5. Lorsqu'il examine une demande de titre de séjour portant la mention " salarié " ou " travailleur temporaire ", présentée sur le fondement de ces dispositions dans le cadre de l'admission exceptionnelle au séjour, le préfet vérifie tout d'abord que l'étranger est dans l'année qui suit son dix-huitième anniversaire, que sa présence en France ne constitue pas une menace pour l'ordre public, qu'il a été confié à l'aide sociale à l'enfance entre l'âge de seize ans et dix-huit ans et qu'il justifie suivre depuis au moins six mois une formation destinée à lui apporter une qualification professionnelle. Disposant d'un large pouvoir d'appréciation, il doit ensuite prendre en compte la situation de l'intéressé appréciée de façon globale au regard notamment du caractère réel et sérieux du suivi de cette formation, de la nature de ses liens avec sa famille restée dans le pays d'origine et de l'avis de la structure d'accueil sur l'insertion de cet étranger dans la société française. Il appartient seulement au juge administratif, saisi d'un moyen en ce sens, de vérifier que le préfet n'a pas commis d'erreur manifeste dans l'appréciation qu'il a portée.

6. En premier lieu, M. B... s'est vu délivrer un passeport par la République de Guinée, faisant apparaître une date de naissance le 9 mars 2000. Ce passeport a été délivré sur la base d'un acte d'état civil du 10 août 2016, lequel a été établi à la suite d'un jugement supplétif du 9 mars 2016. Pour contester ces documents, le préfet de la Haute-Savoie se prévaut d'un courriel de l'ambassade de France à Conakry. Si ce courriel fait état du grave manque de fiabilité de l'état civil guinéen, il n'en demeure pas moins que les actes d'état civil délivrés par un État étranger font foi jusqu'à preuve contraire. Or, tout d'abord, si pour conclure au caractère apocryphe du jugement supplétif, le rédacteur de ce courriel a affirmé que la demande avait été présentée par M. B..., qui ne pourrait d'après lui ester en justice en tant que mineur en application du droit guinéen, il ressort néanmoins des pièces du dossier que la demande a été présentée par son père. Ensuite, si ce courriel mentionne, que l'acte de naissance a été transcrit le surlendemain du jugement alors que celui-ci était susceptible de voies de recours, cette seule circonstance ne saurait permettre de conclure au caractère falsifié de ces documents. Enfin, si ce courriel mentionne que les trois chiffres du numéro du passeport se référant à l'état civil ne correspondent pas ceux de l'acte de naissance, il ressort des pièces du dossier qu'ils correspondent cependant à celui du jugement supplétif.
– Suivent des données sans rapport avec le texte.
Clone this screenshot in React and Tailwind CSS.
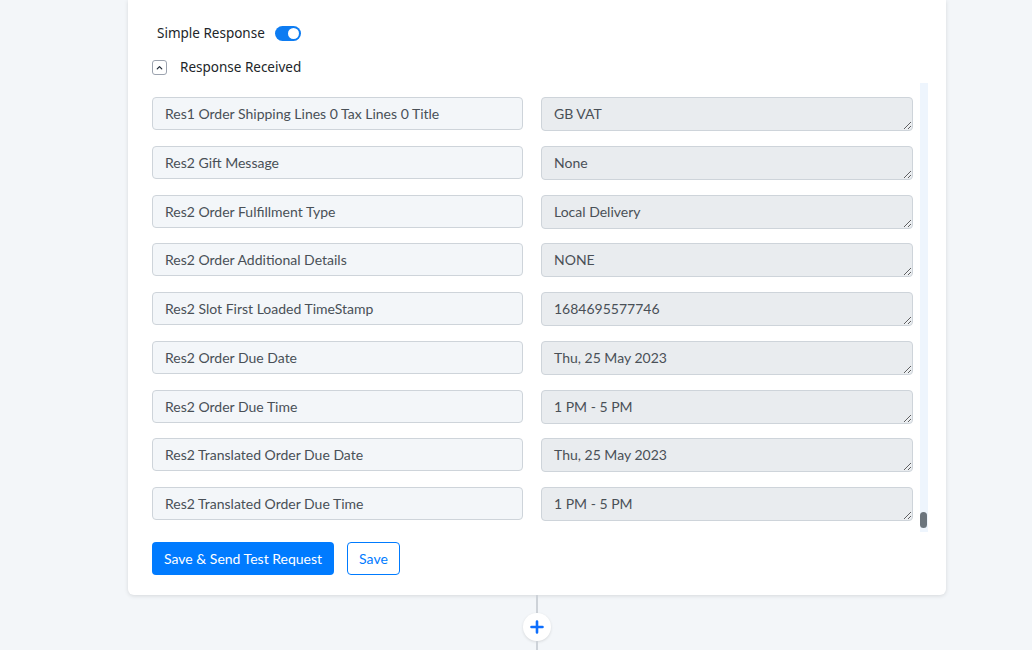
import React from 'react';

const rows = [
    ['Res1 Order Shipping Lines 0 Tax Lines 0 Title', 'GB VAT'],
    ['Res2 Gift Message', 'None'],
    ['Res2 Order Fulfillment Type', 'Local Delivery'],
    ['Res2 Order Additional Details', 'NONE'],
    ['Res2 Slot First Loaded TimeStamp', '1684695577746'],
    ['Res2 Order Due Date', 'Thu, 25 May 2023'],
    ['Res2 Order Due Time', '1 PM - 5 PM'],
    ['Res2 Translated Order Due Date', 'Thu, 25 May 2023'],
    ['Res2 Translated Order Due Time', '1 PM - 5 PM'],
];

export default function App() {
    return (
        <div className="w-[1032px] h-[650px] overflow-hidden bg-[#f3f6f9] font-['Lato','Liberation_Sans',sans-serif] text-[#212529]">
            <div className="ml-[128px] w-[818px] bg-white rounded-b-md shadow-[0_1px_4px_rgba(0,0,0,0.12)] pl-[24px] pr-[18px] pt-[24px] pb-[20px]">
                {/* toggle */}
                <div className="flex items-center h-[18px] pl-[5px]">
                    <span className="text-[13.5px] font-['Noto_Sans','Liberation_Sans',sans-serif]">Simple Response</span>
                    <span className="ml-[10px] w-[26px] h-[15px] rounded-full bg-[#0d7cf2] flex items-center justify-end pr-[2px]">
                        <span className="w-[11px] h-[11px] rounded-full bg-white" />
                    </span>
                </div>

                <div className="flex items-center h-[16px] mt-[17px]">
                    <span className="w-[15px] h-[15px] border border-[#9ca3af] rounded-[3px] flex items-center justify-center">
                        <svg width="9" height="9" viewBox="0 0 10 10" fill="none" stroke="#1f2937" strokeWidth="1.4" strokeLinecap="round" strokeLinejoin="round">
                            <path d="M2.5 6.5 5 4l2.5 2.5" />
                        </svg>
                    </span>
                    <span className="ml-[13px] text-[13.5px] font-['Noto_Sans','Liberation_Sans',sans-serif]">Response Received</span>
                </div>

                {/* response list */}
                <div className="flex mt-[8px] h-[449px]">
                    <div className="flex-1 flex flex-col gap-[14.75px] pt-[14px] overflow-hidden">
                        {rows.map(([label, value]) => (
                            <div key={label} className="flex gap-[18px] shrink-0">
                                <input
                                    readOnly
                                    value={label}
                                    className="w-[371px] h-[33px] px-[12px] bg-[#f3f6f9] border border-[#ced4da] rounded-[4px] text-[14px] text-[#495057] outline-none"
                                />
                                <textarea
                                    readOnly
                                    value={value}
                                    className="w-[372px] h-[34px] px-[12px] pt-[6px] bg-[#e9ecef] border border-[#ced4da] rounded-[4px] text-[14px] leading-[20px] text-[#495057] outline-none overflow-hidden"
                                />
                            </div>
                        ))}
                    </div>
                    <div className="w-[8px] ml-[7px] bg-[#eef5fd] flex flex-col justify-end pb-[4px]">
                        <div className="h-[16px] w-[7px] rounded-[4px] bg-[#6c757d]" />
                    </div>
                </div>

                <div className="flex items-center gap-[13px] mt-[10px]">
                    <button className="h-[33px] px-[12px] bg-[#007bff] text-white text-[14px] rounded-[4px]">Save &amp; Send Test Request</button>
                    <button className="h-[33px] px-[11px] border border-[#007bff] text-[#007bff] text-[14px] rounded-[4px] bg-white">Save</button>
                </div>
            </div>

            {/* connector */}
            <div className="ml-[536px] w-[2px] h-[18px] bg-[#cdd2d8]" />
            <div className="ml-[523px] w-[28px] h-[28px] rounded-full bg-white shadow-[0_1px_3px_rgba(0,0,0,0.12)] flex items-center justify-center">
                <svg width="14" height="14" viewBox="0 0 14 14" stroke="#0d6efd" strokeWidth="2.6" strokeLinecap="round">
                    <path d="M7 1.5v11M1.5 7h11" />
                </svg>
            </div>
            <div className="ml-[536px] w-[2px] h-[20px] bg-[#cdd2d8]" />
        </div>
    );
}
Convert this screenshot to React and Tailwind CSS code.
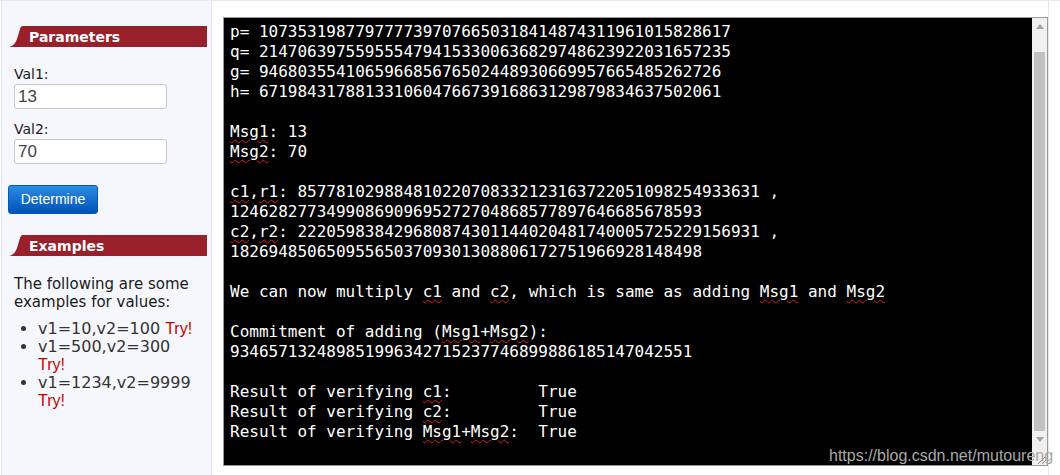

Faute de faire état d'autres éléments permettant de remettre en cause les documents présentés par M. B..., le préfet de la Haute-Savoie ne peut être regardé comme rapportant la preuve de ce que l'acte d'état civil produit serait falsifié et, par suite, que la date de naissance alléguée par l'intéressé serait erronée.

7. Toutefois, en second, lieu, il résulte de ce qui vient d'être dit au point 6 que c'est le père de M. B... qui a déposé la demande de jugement supplétif en faveur de ce dernier quelques mois avant son départ pour la France. S'il évoque la précarité de ses conditions de vie dans son pays d'origine, il ressort de son propre récit que ses deux parents et son frère vivent en Guinée. M. B... ne saurait sérieusement soutenir avoir coupé tout lien avec ses proches en se bornant à affirmer s'être débarrassé de son téléphone portable comportant ses contacts. Dans les circonstances de l'espèce, alors même qu'il a été confié à l'aide sociale à l'enfance entre l'âge de seize et dix-huit ans, qu'il ne constitue pas une menace à l'ordre public et qu'il suit une formation en boucherie au centre de formation des apprentis de Groisy depuis plus de six mois et en dépit de ses bonnes appréciations scolaires et de l'avis favorable de sa structure d'accueil, le préfet de la Haute-Savoie ne peut être regardé comme ayant commis une erreur manifeste d'appréciation en refusant de l'admettre au séjour sur le fondement des dispositions de l'article L. 313-15 du code de l'entrée et du séjour des étrangers et du droit d'asile.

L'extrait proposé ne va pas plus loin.